Oltre all’esplicito fallo scolpito nel blocco, sulla facciata di circa 40 cm di larghezza per 15 cm di altezza, è incisa un’iscrizione con le parole SECVNDINVS CACOR, rendendo questo graffito un insulto molto personale.
Gli epigrafisti inglesi, spacializzati in epigrafia romana, Alexander Meyer, Alex Mullen e Roger Tomlin, l’hanno riconosciuta come una versione sgraziata delle parole “Secundinus cacator“, “Secondino lo stronzo” con l’immagine del fallo ad aggiungere forza espressiva all’insulto scritto.
Andrew Birley, direttore degli scavi e CEO del Vindolanda Trust sostiene che il recupero di un’iscrizione, un messaggio diretto del passato, è sempre un grande evento in uno scavo archeologico di un sito romano ma questo ha davvero lasciato sbigottiti tutti quando è stato tradotto il messaggio dell’iscrizione.

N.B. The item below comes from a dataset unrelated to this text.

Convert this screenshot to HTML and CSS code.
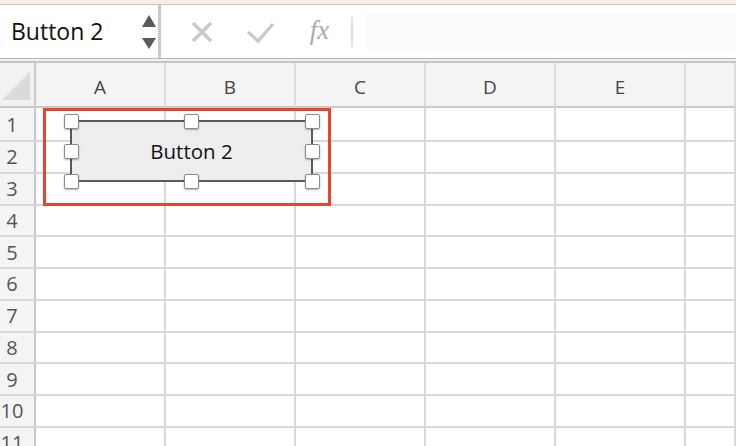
FILE: index.html
```html
<!DOCTYPE html>
<html>
<head>
<meta charset="utf-8">
<link rel="stylesheet" href="styles.css">
</head>
<body>
<div class="app">
  <div class="titlestrip"></div>
  <div class="formulabar">
    <div class="namebox">
      <span class="nametext">Button 2</span>
      <svg class="spinner" width="16" height="40" viewBox="0 0 16 40">
        <polygon points="1,14 8,2 15,14" fill="#5b5b5b"/>
        <polygon points="1,25 15,25 8,36" fill="#5b5b5b"/>
      </svg>
    </div>
    <div class="vdots"></div>
    <div class="tools">
      <div class="tool">
        <svg width="24" height="24" viewBox="0 0 24 24"><path d="M3 3 L21 21 M21 3 L3 21" stroke="#c9c9c9" stroke-width="3.4" fill="none"/></svg>
      </div>
      <div class="tool">
        <svg width="30" height="24" viewBox="0 0 30 24"><path d="M2 12 L12 21 L27 4" stroke="#c9c9c9" stroke-width="3.4" fill="none"/></svg>
      </div>
      <div class="tool"><span class="fx">fx</span></div>
      <div class="tooldiv"></div>
    </div>
    <div class="fxinput"></div>
  </div>
  <div class="sep"></div>
  <div class="sheet">
    <div class="corner">
      <svg width="34" height="43" viewBox="0 0 34 43"><polygon points="30,9 30,37 2,37" fill="#dadada"/></svg>
    </div>
    <div class="colhead">A</div>
    <div class="colhead">B</div>
    <div class="colhead">C</div>
    <div class="colhead">D</div>
    <div class="colhead">E</div>
    <div class="colhead"></div>

    <div class="rowhead first">1</div>
    <div class="cell first"></div><div class="cell first"></div><div class="cell first"></div><div class="cell first"></div><div class="cell first"></div><div class="cell first"></div>

    <div class="rowhead">2</div>
    <div class="cell"></div><div class="cell"></div><div class="cell"></div><div class="cell"></div><div class="cell"></div><div class="cell"></div>
    <div class="rowhead">3</div>
    <div class="cell"></div><div class="cell"></div><div class="cell"></div><div class="cell"></div><div class="cell"></div><div class="cell"></div>
    <div class="rowhead">4</div>
    <div class="cell"></div><div class="cell"></div><div class="cell"></div><div class="cell"></div><div class="cell"></div><div class="cell"></div>
    <div class="rowhead">5</div>
    <div class="cell"></div><div class="cell"></div><div class="cell"></div><div class="cell"></div><div class="cell"></div><div class="cell"></div>
    <div class="rowhead">6</div>
    <div class="cell"></div><div class="cell"></div><div class="cell"></div><div class="cell"></div><div class="cell"></div><div class="cell"></div>
    <div class="rowhead">7</div>
    <div class="cell"></div><div class="cell"></div><div class="cell"></div><div class="cell"></div><div class="cell"></div><div class="cell"></div>
    <div class="rowhead">8</div>
    <div class="cell"></div><div class="cell"></div><div class="cell"></div><div class="cell"></div><div class="cell"></div><div class="cell"></div>
    <div class="rowhead">9</div>
    <div class="cell"></div><div class="cell"></div><div class="cell"></div><div class="cell"></div><div class="cell"></div><div class="cell"></div>
    <div class="rowhead">10</div>
    <div class="cell"></div><div class="cell"></div><div class="cell"></div><div class="cell"></div><div class="cell"></div><div class="cell"></div>
    <div class="rowhead">11</div>
    <div class="cell"></div><div class="cell"></div><div class="cell"></div><div class="cell"></div><div class="cell"></div><div class="cell"></div>
  </div>

  <div class="selection"></div>
  <div class="button">
    <span class="btnlabel">Button 2</span>
    <div class="handle h-tl"></div>
    <div class="handle h-tm"></div>
    <div class="handle h-tr"></div>
    <div class="handle h-ml"></div>
    <div class="handle h-mr"></div>
    <div class="handle h-bl"></div>
    <div class="handle h-bm"></div>
    <div class="handle h-br"></div>
  </div>
</div>
</body>
</html>
```
FILE: styles.css
```css
* { box-sizing: border-box; }
html, body {
  margin: 0;
  padding: 0;
  width: 736px;
  height: 446px;
  overflow: hidden;
  background: #ffffff;
  font-family: "Open Sans", "Noto Sans", sans-serif;
}
.app {
  position: relative;
  width: 736px;
  height: 446px;
  overflow: hidden;
}
.titlestrip {
  height: 5px;
  background: #f7f0e1;
  border-bottom: 1px solid #cfc8b4;
}
.formulabar {
  height: 54px;
  display: flex;
  align-items: stretch;
  background: #ffffff;
  border-bottom: 1px solid #b9b9b9;
}
.namebox {
  width: 158px;
  display: flex;
  align-items: center;
  padding-left: 11px;
  padding-right: 1px;
}
.nametext {
  font-size: 23px;
  color: #111111;
  line-height: 1;
}
.spinner {
  margin-left: auto;
  margin-top: 2px;
}
.vdots {
  width: 3px;
  background: repeating-linear-gradient(to bottom, #bdbdbd 0 1px, #d6d6d6 1px 2px);
}
.tools {
  display: flex;
  align-items: center;
  padding-left: 11px;
}
.tool {
  width: 59px;
  display: flex;
  align-items: center;
  justify-content: center;
}
.fx {
  font-family: "Liberation Serif", "DejaVu Serif", serif;
  font-style: italic;
  font-size: 27px;
  color: #ababab;
  line-height: 1;
  margin-top: -3px;
}
.tooldiv {
  width: 2px;
  height: 30px;
  margin-left: 2px;
  background: #dedede;
}
.fxinput {
  flex: 1;
  margin: 8px 0 8px 13px;
  background: #fbfbfb;
}
.sep {
  height: 4px;
  background: #f1f1f1;
  border-bottom: 2px solid #c6c6c6;
}
.sheet {
  display: grid;
  grid-template-columns: 36px repeat(5, 130px) 1fr;
  grid-template-rows: 45px 34px repeat(10, 31.75px);
}
.corner {
  background: #f2f2f2;
  border-right: 2px solid #c9c9c9;
  border-bottom: 2px solid #c9c9c9;
}
.corner svg { display: block; }
.colhead {
  background: #f4f4f4;
  border-right: 2px solid #dcdcdc;
  border-bottom: 2px solid #c9c9c9;
  display: flex;
  align-items: center;
  justify-content: center;
  padding-top: 4px;
  font-size: 19px;
  color: #444444;
}
.rowhead {
  background: #f4f4f4;
  border-right: 2px solid #c6c6c6;
  border-bottom: 2px solid #d9d9d9;
  display: flex;
  align-items: center;
  justify-content: center;
  padding-right: 10px;
  font-size: 20px;
  color: #555555;
}
.cell {
  border-right: 2px solid #d8d8d8;
  border-bottom: 2px solid #d8d8d8;
}
.selection {
  position: absolute;
  left: 43px;
  top: 108px;
  width: 288px;
  height: 98px;
  border: 3px solid #e8442e;
}
.button {
  position: absolute;
  left: 70px;
  top: 120px;
  width: 243px;
  height: 62px;
  border: 2px solid #5a5a5a;
  background: #eeeeee;
  display: flex;
  align-items: center;
  justify-content: center;
}
.btnlabel {
  font-size: 20.5px;
  color: #111111;
  line-height: 1;
  margin-top: 1px;
}
.handle {
  position: absolute;
  width: 15px;
  height: 15px;
  background: #ffffff;
  border: 1px solid #8a8a8a;
  border-radius: 2px;
  box-shadow: 0 1px 2px rgba(0,0,0,0.3);
}
.h-tl { left: -8.5px; top: -8.5px; }
.h-tm { left: calc(50% - 7.5px); top: -8.5px; }
.h-tr { right: -8.5px; top: -8.5px; }
.h-ml { left: -8.5px; top: calc(50% - 7.5px); }
.h-mr { right: -8.5px; top: calc(50% - 7.5px); }
.h-bl { left: -8.5px; bottom: -8.5px; }
.h-bm { left: calc(50% - 7.5px); bottom: -8.5px; }
.h-br { right: -8.5px; bottom: -8.5px; }
```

L’autore, ritiene Birley, ha chiaramente avuto un grosso problema con Secondinus ed era abbastanza sicuro di enunciare pubblicamente i propri pensieri su una iscrizione, lasciando al destinatario non pochi problemi nel vedere l’iscrizione affissa da qualche parte.
Il fallo romano è spesso visto come un portafortuna o un simbolo di fertilità, un simbolo positivo. Tuttavia, in questo caso, l’autore ne ha abilmente colto il significato e lo ha sovvertito ai propri fini.
Ogni lettera è stata scolpita con cura, cosa che avrebbe richiesto anche notevole tempo, lasciando pochi dubbi sulla profondità del sentimento trattenuto. Questo favoloso commento sociale ricorda che mentre l’esercito romano poteva essere estremamente brutale, soprattutto nei confronti della popolazione autoctona, la popolazione non era immune a lanciarsi insulti a vicenda. Secoli prima che i giornali stampati o i social media fossero disponibili, questo sarebbe stato uno dei modi migliori per far notare a molte persone un proprio punto di vista.
Considerando gli estesi scavi e le ricerche a Vindolanda che durano da quasi 100 anni, non sorprende notare che il sito ha più incisioni di falli di qualsiasi altro lungo il Vallo di Adriano. Questa nuova aggiunta porta il conteggio fino a 13, un numero che si ritiene sia sfortunato per alcuni ma che gli archeologi di Vindolanda sperano possa essere un segno per il resto della stagione degli scavi.